Last year, Google was accused of paying its female employees $17,000 a year less than male staff doing the same job as part of the ongoing lawsuit, according to reports. The plaintiffs were originally seeking $600 million in damages.
The settlement also provides that an independent third-party expert will analyze Google’s leveling-at-hire practices, and that an independent labor economist will review Google’s pay equity studies, according to Lieff Cabraser Heimann & Bernstein LLP and Altshuler Berzon LLP. The post-settlement work will be supervised by an external settlement monitor over the next three years.
Gender pay gap is a reality that women in the workplace face, and this is not limited to the United States.
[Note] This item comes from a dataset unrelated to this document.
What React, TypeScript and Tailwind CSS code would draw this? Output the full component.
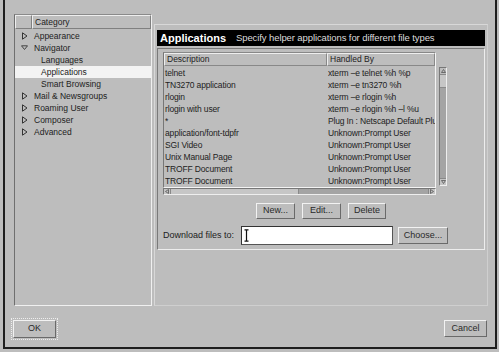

In Australia, male employees are twice as likely to be highly paid than women, according to a study from the Workplace Gender Equality Agency (WGEA), with men earning more than $120,000 a year than women.
In Canada, women continue to earn 23% less in total income (pre-tax salary and other compensation) than men, according to a report released in March 2021. Also, women’s pre-tax salaries remain 21% lower than men’s. And when it comes to additional variable compensation, such as bonuses, profit-sharing or equity agreements, working women earn 43% less in additional compensation compared to men in 2020.
But why does the gender pay gap persist? In a 2020 study conducted by the Women’s Bureau with the U.S. Census Bureau, data reveals that the “majority of the gap between men and women’s wages cannot be explained through measurable differences between workers, such as age, education, industry or work hours.”
Meanwhile, Payscale claimed that the fact that the gender pay gap persists year over year indicates that the reasons for it are “systemic and a reflection of how society values the work of women less than men.”
In March, more than 200 founders, CEOs and investors teamed up to launch a new coalition called Organizations for Pay Equity Now (OPEN Imperative) in hopes of ending the gender pay gap among pre-IPO start-ups by 2027.
Currently, a San Francisco-based software firm Zendesk is facing lawsuits over its alleged discrimination against its female employees. The lawsuit alleges that the company “systemically pays” women less than men, adding claims of harassment.